Task to complete> Verbatim output of all the material below is required.

Recorded information>

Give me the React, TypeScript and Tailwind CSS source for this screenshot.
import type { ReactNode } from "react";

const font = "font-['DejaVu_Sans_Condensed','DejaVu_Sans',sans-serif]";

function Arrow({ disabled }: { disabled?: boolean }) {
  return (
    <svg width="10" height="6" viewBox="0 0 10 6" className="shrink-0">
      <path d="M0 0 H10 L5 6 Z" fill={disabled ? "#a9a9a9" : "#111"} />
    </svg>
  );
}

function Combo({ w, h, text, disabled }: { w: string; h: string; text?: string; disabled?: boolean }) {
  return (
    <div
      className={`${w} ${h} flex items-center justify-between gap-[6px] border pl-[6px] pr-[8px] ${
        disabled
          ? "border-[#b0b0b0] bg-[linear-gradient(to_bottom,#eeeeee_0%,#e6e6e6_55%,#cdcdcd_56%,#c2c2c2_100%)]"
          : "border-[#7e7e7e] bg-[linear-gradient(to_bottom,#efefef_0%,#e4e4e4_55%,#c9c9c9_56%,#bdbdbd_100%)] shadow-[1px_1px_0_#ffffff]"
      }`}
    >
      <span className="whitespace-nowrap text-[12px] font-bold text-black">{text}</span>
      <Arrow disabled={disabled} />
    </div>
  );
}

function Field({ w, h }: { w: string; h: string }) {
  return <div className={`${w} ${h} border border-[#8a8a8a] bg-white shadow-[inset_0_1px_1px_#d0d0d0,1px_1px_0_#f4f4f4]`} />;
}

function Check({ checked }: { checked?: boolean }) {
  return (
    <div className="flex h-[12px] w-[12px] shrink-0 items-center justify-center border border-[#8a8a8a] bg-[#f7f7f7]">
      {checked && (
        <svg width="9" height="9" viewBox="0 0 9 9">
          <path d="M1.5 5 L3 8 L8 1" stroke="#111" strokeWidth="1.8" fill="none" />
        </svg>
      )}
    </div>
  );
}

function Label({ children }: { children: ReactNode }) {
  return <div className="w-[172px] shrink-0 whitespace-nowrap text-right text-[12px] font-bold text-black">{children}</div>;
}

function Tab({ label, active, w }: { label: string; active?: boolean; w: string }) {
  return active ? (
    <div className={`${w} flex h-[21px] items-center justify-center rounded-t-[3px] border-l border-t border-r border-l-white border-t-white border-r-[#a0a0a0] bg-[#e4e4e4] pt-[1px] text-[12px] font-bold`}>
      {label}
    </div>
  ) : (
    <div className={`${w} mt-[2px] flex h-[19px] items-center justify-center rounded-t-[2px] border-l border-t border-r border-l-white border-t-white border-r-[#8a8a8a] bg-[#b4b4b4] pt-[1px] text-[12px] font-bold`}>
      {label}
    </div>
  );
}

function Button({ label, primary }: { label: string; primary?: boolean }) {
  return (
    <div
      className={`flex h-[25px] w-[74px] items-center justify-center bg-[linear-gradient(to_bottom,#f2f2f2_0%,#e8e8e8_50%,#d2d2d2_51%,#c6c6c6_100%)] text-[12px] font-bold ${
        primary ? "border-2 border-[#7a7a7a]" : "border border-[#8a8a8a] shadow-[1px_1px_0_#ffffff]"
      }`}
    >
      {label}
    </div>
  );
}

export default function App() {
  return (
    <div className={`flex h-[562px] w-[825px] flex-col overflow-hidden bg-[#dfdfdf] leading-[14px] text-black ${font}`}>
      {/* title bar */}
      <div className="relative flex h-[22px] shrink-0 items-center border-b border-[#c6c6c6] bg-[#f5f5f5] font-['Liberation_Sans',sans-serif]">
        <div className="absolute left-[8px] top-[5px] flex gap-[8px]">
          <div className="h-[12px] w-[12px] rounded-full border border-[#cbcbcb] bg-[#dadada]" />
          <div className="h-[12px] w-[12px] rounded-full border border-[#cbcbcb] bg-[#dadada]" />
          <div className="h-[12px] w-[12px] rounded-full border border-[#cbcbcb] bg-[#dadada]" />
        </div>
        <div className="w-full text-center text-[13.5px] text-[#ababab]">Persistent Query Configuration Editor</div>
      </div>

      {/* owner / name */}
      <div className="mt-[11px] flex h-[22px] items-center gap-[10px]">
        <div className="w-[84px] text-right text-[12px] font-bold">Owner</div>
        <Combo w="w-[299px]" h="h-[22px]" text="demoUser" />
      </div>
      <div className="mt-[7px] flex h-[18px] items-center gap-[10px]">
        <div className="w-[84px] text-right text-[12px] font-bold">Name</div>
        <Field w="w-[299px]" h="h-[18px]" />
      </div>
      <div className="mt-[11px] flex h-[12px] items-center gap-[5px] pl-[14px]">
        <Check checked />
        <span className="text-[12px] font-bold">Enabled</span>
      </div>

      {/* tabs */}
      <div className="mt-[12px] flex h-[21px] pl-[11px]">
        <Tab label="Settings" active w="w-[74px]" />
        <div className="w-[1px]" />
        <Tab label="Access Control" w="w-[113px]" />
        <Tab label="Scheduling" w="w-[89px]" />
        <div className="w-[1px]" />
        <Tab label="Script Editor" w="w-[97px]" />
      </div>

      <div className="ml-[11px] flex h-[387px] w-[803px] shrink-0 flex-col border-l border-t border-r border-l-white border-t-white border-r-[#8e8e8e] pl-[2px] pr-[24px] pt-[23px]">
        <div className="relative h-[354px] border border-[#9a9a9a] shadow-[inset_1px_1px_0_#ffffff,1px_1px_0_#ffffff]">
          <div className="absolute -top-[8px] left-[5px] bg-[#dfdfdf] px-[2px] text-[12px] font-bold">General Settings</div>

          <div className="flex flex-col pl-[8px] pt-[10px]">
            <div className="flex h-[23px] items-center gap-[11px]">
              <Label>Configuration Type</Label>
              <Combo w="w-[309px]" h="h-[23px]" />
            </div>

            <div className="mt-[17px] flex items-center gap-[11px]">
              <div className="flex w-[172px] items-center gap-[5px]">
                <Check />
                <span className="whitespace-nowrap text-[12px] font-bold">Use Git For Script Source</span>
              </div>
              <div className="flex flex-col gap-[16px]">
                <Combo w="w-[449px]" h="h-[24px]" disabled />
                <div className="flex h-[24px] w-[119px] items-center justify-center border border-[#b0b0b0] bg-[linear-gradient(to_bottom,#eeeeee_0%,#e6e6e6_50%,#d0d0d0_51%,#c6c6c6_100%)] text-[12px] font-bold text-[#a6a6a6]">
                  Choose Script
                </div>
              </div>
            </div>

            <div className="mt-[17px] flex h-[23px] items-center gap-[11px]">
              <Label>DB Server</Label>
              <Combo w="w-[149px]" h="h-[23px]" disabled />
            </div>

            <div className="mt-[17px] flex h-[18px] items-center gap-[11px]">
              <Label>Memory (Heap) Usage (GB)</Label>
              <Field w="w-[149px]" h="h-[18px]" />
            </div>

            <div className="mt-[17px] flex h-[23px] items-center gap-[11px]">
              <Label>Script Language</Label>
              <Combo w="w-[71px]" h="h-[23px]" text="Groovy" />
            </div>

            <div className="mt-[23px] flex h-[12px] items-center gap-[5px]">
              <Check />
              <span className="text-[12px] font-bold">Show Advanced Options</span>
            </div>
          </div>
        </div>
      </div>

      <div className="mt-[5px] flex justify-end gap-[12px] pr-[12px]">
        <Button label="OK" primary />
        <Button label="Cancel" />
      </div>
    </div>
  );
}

Result for this exercise>
Give me the React, TypeScript and Tailwind CSS source for this screenshot.
import type { ReactNode } from "react";

const font = "font-['DejaVu_Sans_Condensed','DejaVu_Sans',sans-serif]";

function Arrow({ disabled }: { disabled?: boolean }) {
  return (
    <svg width="10" height="6" viewBox="0 0 10 6" className="shrink-0">
      <path d="M0 0 H10 L5 6 Z" fill={disabled ? "#a9a9a9" : "#111"} />
    </svg>
  );
}

function Combo({ w, h, text, disabled }: { w: string; h: string; text?: string; disabled?: boolean }) {
  return (
    <div
      className={`${w} ${h} flex items-center justify-between gap-[6px] border pl-[6px] pr-[8px] ${
        disabled
          ? "border-[#b0b0b0] bg-[linear-gradient(to_bottom,#eeeeee_0%,#e6e6e6_55%,#cdcdcd_56%,#c2c2c2_100%)]"
          : "border-[#7e7e7e] bg-[linear-gradient(to_bottom,#efefef_0%,#e4e4e4_55%,#c9c9c9_56%,#bdbdbd_100%)] shadow-[1px_1px_0_#ffffff]"
      }`}
    >
      <span className="whitespace-nowrap text-[12px] font-bold text-black">{text}</span>
      <Arrow disabled={disabled} />
    </div>
  );
}

function Field({ w, h }: { w: string; h: string }) {
  return <div className={`${w} ${h} border border-[#8a8a8a] bg-white shadow-[inset_0_1px_1px_#d0d0d0,1px_1px_0_#f4f4f4]`} />;
}

function Check({ checked }: { checked?: boolean }) {
  return (
    <div className="flex h-[12px] w-[12px] shrink-0 items-center justify-center border border-[#8a8a8a] bg-[#f7f7f7]">
      {checked && (
        <svg width="9" height="9" viewBox="0 0 9 9">
          <path d="M1.5 5 L3 8 L8 1" stroke="#111" strokeWidth="1.8" fill="none" />
        </svg>
      )}
    </div>
  );
}

function Label({ children }: { children: ReactNode }) {
  return <div className="w-[172px] shrink-0 whitespace-nowrap text-right text-[12px] font-bold text-black">{children}</div>;
}

function Tab({ label, active, w }: { label: string; active?: boolean; w: string }) {
  return active ? (
    <div className={`${w} flex h-[21px] items-center justify-center rounded-t-[3px] border-l border-t border-r border-l-white border-t-white border-r-[#a0a0a0] bg-[#e4e4e4] pt-[1px] text-[12px] font-bold`}>
      {label}
    </div>
  ) : (
    <div className={`${w} mt-[2px] flex h-[19px] items-center justify-center rounded-t-[2px] border-l border-t border-r border-l-white border-t-white border-r-[#8a8a8a] bg-[#b4b4b4] pt-[1px] text-[12px] font-bold`}>
      {label}
    </div>
  );
}

function Button({ label, primary }: { label: string; primary?: boolean }) {
  return (
    <div
      className={`flex h-[25px] w-[74px] items-center justify-center bg-[linear-gradient(to_bottom,#f2f2f2_0%,#e8e8e8_50%,#d2d2d2_51%,#c6c6c6_100%)] text-[12px] font-bold ${
        primary ? "border-2 border-[#7a7a7a]" : "border border-[#8a8a8a] shadow-[1px_1px_0_#ffffff]"
      }`}
    >
      {label}
    </div>
  );
}

export default function App() {
  return (
    <div className={`flex h-[562px] w-[825px] flex-col overflow-hidden bg-[#dfdfdf] leading-[14px] text-black ${font}`}>
      {/* title bar */}
      <div className="relative flex h-[22px] shrink-0 items-center border-b border-[#c6c6c6] bg-[#f5f5f5] font-['Liberation_Sans',sans-serif]">
        <div className="absolute left-[8px] top-[5px] flex gap-[8px]">
          <div className="h-[12px] w-[12px] rounded-full border border-[#cbcbcb] bg-[#dadada]" />
          <div className="h-[12px] w-[12px] rounded-full border border-[#cbcbcb] bg-[#dadada]" />
          <div className="h-[12px] w-[12px] rounded-full border border-[#cbcbcb] bg-[#dadada]" />
        </div>
        <div className="w-full text-center text-[13.5px] text-[#ababab]">Persistent Query Configuration Editor</div>
      </div>

      {/* owner / name */}
      <div className="mt-[11px] flex h-[22px] items-center gap-[10px]">
        <div className="w-[84px] text-right text-[12px] font-bold">Owner</div>
        <Combo w="w-[299px]" h="h-[22px]" text="demoUser" />
      </div>
      <div className="mt-[7px] flex h-[18px] items-center gap-[10px]">
        <div className="w-[84px] text-right text-[12px] font-bold">Name</div>
        <Field w="w-[299px]" h="h-[18px]" />
      </div>
      <div className="mt-[11px] flex h-[12px] items-center gap-[5px] pl-[14px]">
        <Check checked />
        <span className="text-[12px] font-bold">Enabled</span>
      </div>

      {/* tabs */}
      <div className="mt-[12px] flex h-[21px] pl-[11px]">
        <Tab label="Settings" active w="w-[74px]" />
        <div className="w-[1px]" />
        <Tab label="Access Control" w="w-[113px]" />
        <Tab label="Scheduling" w="w-[89px]" />
        <div className="w-[1px]" />
        <Tab label="Script Editor" w="w-[97px]" />
      </div>

      <div className="ml-[11px] flex h-[387px] w-[803px] shrink-0 flex-col border-l border-t border-r border-l-white border-t-white border-r-[#8e8e8e] pl-[2px] pr-[24px] pt-[23px]">
        <div className="relative h-[354px] border border-[#9a9a9a] shadow-[inset_1px_1px_0_#ffffff,1px_1px_0_#ffffff]">
          <div className="absolute -top-[8px] left-[5px] bg-[#dfdfdf] px-[2px] text-[12px] font-bold">General Settings</div>

          <div className="flex flex-col pl-[8px] pt-[10px]">
            <div className="flex h-[23px] items-center gap-[11px]">
              <Label>Configuration Type</Label>
              <Combo w="w-[309px]" h="h-[23px]" />
            </div>

            <div className="mt-[17px] flex items-center gap-[11px]">
              <div className="flex w-[172px] items-center gap-[5px]">
                <Check />
                <span className="whitespace-nowrap text-[12px] font-bold">Use Git For Script Source</span>
              </div>
              <div className="flex flex-col gap-[16px]">
                <Combo w="w-[449px]" h="h-[24px]" disabled />
                <div className="flex h-[24px] w-[119px] items-center justify-center border border-[#b0b0b0] bg-[linear-gradient(to_bottom,#eeeeee_0%,#e6e6e6_50%,#d0d0d0_51%,#c6c6c6_100%)] text-[12px] font-bold text-[#a6a6a6]">
                  Choose Script
                </div>
              </div>
            </div>

            <div className="mt-[17px] flex h-[23px] items-center gap-[11px]">
              <Label>DB Server</Label>
              <Combo w="w-[149px]" h="h-[23px]" disabled />
            </div>

            <div className="mt-[17px] flex h-[18px] items-center gap-[11px]">
              <Label>Memory (Heap) Usage (GB)</Label>
              <Field w="w-[149px]" h="h-[18px]" />
            </div>

            <div className="mt-[17px] flex h-[23px] items-center gap-[11px]">
              <Label>Script Language</Label>
              <Combo w="w-[71px]" h="h-[23px]" text="Groovy" />
            </div>

            <div className="mt-[23px] flex h-[12px] items-center gap-[5px]">
              <Check />
              <span className="text-[12px] font-bold">Show Advanced Options</span>
            </div>
          </div>
        </div>
      </div>

      <div className="mt-[5px] flex justify-end gap-[12px] pr-[12px]">
        <Button label="OK" primary />
        <Button label="Cancel" />
      </div>
    </div>
  );
}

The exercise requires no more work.